# [Stated exercise]
Below are the records. List every line holding the word "this".
── Given data
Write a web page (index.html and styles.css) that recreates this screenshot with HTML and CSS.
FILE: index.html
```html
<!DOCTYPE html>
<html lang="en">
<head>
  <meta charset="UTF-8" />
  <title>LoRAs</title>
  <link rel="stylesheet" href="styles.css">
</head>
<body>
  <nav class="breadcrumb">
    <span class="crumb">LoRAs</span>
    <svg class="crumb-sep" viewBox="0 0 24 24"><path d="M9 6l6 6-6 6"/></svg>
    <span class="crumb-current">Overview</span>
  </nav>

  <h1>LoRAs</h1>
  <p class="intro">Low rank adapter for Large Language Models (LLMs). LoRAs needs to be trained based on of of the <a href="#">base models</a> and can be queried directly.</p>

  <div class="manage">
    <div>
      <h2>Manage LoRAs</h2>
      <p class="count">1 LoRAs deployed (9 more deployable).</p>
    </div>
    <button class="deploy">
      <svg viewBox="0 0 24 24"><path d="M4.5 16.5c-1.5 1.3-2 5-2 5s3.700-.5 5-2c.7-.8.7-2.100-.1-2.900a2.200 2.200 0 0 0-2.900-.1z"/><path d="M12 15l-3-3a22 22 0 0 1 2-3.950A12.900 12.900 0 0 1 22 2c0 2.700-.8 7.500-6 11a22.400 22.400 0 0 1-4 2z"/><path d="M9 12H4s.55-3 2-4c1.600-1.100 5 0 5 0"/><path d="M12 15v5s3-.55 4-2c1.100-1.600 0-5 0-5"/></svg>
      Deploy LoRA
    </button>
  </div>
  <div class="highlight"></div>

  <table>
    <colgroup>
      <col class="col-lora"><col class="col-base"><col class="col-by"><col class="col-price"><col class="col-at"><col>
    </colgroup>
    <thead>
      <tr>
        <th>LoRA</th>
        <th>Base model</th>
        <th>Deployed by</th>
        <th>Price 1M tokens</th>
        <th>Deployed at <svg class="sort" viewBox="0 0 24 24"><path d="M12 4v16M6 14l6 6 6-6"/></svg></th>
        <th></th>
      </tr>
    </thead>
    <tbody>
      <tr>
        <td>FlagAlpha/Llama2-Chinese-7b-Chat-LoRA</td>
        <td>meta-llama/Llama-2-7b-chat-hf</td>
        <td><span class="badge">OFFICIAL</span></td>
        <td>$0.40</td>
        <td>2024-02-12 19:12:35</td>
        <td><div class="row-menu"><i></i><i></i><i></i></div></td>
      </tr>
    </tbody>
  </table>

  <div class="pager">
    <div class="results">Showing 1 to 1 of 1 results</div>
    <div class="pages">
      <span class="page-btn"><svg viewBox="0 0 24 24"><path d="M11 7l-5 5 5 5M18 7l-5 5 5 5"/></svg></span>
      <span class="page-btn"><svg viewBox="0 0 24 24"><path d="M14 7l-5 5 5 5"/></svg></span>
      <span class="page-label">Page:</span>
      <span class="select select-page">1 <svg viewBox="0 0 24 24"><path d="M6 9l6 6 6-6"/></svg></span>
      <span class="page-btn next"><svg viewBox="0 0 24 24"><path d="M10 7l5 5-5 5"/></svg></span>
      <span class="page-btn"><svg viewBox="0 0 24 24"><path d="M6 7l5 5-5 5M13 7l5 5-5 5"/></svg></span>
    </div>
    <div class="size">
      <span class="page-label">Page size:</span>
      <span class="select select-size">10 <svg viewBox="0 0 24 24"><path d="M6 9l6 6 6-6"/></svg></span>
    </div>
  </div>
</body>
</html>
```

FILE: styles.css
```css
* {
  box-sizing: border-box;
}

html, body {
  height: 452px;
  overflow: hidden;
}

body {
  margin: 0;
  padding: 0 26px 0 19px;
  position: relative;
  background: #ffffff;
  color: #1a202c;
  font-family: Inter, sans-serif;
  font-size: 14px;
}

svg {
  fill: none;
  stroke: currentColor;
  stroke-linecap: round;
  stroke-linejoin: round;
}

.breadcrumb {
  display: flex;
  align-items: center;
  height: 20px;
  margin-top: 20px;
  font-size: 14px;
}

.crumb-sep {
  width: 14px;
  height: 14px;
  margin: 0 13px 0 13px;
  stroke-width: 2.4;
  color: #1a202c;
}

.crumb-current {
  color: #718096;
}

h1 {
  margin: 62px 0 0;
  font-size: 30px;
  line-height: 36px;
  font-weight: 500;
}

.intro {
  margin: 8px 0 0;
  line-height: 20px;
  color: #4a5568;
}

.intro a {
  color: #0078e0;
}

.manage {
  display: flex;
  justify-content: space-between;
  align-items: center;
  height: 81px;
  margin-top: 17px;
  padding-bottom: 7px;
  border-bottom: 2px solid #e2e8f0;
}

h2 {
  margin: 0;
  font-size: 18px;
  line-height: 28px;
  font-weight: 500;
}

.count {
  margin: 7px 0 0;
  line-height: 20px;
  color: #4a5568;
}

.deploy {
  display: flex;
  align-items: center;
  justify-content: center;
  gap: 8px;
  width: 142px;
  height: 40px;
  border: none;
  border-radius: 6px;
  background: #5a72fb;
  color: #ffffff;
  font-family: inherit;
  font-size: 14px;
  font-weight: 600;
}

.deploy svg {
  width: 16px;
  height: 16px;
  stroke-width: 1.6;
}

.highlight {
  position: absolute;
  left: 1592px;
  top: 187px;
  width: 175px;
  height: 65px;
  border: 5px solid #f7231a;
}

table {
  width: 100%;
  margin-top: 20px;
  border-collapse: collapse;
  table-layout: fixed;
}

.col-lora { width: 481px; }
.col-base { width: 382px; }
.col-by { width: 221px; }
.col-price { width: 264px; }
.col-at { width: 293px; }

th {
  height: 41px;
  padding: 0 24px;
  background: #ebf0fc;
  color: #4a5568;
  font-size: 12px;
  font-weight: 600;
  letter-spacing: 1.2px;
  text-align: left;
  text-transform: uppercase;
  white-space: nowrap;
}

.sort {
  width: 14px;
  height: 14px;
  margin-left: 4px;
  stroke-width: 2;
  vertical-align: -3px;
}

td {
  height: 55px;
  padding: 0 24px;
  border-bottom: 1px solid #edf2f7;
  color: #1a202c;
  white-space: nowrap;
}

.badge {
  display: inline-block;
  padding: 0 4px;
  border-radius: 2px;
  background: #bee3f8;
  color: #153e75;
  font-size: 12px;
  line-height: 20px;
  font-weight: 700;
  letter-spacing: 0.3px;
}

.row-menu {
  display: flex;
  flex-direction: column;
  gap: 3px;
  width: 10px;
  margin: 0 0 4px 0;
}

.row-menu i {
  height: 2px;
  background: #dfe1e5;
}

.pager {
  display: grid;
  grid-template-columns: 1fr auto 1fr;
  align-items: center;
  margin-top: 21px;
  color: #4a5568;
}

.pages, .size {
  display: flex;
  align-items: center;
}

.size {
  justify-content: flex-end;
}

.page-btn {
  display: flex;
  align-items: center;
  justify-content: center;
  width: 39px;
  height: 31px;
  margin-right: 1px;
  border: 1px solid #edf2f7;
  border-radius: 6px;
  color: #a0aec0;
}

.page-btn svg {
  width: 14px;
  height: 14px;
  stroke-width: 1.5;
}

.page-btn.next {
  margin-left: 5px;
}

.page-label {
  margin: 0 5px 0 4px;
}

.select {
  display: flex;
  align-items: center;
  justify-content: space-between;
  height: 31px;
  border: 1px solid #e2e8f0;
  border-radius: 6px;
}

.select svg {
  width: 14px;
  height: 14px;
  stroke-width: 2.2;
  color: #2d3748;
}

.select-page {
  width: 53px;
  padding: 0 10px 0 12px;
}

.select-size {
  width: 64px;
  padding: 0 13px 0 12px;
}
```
────
── Given data
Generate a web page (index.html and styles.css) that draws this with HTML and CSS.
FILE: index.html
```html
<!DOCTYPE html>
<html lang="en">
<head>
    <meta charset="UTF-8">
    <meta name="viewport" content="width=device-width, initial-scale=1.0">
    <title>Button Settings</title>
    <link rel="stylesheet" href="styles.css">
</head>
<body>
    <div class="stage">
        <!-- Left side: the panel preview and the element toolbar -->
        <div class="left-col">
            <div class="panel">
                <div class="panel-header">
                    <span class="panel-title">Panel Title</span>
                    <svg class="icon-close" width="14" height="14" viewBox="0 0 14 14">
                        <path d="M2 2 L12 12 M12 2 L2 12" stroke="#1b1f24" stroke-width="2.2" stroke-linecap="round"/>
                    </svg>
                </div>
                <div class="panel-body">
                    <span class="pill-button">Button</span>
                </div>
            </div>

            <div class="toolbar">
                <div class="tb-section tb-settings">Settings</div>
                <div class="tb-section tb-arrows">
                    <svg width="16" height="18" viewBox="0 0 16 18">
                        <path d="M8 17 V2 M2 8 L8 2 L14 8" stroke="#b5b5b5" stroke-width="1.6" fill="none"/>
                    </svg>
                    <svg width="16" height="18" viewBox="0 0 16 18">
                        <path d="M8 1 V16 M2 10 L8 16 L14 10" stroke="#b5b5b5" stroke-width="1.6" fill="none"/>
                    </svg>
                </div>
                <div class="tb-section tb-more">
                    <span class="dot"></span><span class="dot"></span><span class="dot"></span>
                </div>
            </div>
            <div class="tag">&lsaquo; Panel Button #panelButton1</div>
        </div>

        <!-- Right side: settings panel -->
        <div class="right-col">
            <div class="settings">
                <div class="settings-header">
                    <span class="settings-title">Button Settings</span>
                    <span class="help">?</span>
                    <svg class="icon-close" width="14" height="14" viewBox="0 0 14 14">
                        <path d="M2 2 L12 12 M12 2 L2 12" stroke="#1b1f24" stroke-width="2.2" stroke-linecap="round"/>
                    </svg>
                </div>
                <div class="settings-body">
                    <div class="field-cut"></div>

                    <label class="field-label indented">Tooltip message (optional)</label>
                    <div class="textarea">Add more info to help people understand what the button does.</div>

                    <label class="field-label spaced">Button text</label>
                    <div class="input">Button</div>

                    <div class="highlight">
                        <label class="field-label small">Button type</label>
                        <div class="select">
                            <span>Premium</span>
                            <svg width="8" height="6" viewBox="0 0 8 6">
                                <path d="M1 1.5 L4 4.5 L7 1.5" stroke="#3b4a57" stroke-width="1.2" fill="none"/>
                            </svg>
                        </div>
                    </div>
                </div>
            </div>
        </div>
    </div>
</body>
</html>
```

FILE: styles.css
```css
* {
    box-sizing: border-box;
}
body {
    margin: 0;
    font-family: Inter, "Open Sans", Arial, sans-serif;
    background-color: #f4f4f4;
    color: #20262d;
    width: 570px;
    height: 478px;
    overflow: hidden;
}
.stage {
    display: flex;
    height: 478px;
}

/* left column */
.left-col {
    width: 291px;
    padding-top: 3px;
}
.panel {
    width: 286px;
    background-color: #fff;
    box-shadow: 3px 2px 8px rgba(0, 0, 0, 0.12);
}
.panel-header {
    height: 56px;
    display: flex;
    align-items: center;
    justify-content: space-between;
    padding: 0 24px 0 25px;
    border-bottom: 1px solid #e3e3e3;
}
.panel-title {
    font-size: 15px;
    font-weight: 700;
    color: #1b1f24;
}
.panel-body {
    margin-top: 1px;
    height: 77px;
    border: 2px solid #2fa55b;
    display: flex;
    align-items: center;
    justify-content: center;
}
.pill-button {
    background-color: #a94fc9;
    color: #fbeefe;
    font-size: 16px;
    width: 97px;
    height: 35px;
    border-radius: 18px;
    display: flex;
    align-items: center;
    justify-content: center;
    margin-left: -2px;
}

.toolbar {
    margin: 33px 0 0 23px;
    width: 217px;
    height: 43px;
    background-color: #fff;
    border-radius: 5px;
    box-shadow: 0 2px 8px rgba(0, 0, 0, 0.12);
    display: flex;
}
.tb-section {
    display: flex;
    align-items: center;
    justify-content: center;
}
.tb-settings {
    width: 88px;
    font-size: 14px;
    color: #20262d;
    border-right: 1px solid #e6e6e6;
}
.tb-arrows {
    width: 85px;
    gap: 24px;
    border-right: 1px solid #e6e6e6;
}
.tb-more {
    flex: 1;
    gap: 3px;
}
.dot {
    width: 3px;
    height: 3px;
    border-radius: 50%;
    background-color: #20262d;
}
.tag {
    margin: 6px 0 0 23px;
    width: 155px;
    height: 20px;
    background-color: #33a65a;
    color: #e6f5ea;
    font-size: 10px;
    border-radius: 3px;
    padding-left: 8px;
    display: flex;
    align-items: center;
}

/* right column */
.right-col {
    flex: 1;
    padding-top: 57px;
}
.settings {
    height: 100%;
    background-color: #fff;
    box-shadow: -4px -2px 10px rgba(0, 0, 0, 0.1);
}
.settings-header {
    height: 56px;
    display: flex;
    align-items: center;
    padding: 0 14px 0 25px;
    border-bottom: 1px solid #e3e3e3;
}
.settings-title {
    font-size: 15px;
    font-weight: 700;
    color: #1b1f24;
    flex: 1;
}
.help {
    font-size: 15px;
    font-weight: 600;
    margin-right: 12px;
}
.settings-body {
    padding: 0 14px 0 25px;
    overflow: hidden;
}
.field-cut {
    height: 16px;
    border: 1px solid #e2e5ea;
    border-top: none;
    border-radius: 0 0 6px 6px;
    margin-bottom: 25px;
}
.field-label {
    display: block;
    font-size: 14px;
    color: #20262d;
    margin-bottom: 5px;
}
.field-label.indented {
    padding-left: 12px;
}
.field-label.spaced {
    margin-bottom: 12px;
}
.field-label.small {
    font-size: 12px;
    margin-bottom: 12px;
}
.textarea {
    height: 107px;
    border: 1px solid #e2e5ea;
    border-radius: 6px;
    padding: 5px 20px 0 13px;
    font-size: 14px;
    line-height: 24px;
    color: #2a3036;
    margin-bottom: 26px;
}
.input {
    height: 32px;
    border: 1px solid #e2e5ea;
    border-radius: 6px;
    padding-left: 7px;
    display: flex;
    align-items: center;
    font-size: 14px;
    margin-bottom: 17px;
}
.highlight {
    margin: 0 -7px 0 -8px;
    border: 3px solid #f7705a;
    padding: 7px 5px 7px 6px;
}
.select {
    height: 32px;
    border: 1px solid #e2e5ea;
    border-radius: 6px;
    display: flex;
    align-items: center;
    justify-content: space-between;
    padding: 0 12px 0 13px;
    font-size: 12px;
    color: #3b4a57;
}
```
────
# [Expected answer]
Write a web page (index.html and styles.css) that recreates this screenshot with HTML and CSS.
Generate a web page (index.html and styles.css) that draws this with HTML and CSS.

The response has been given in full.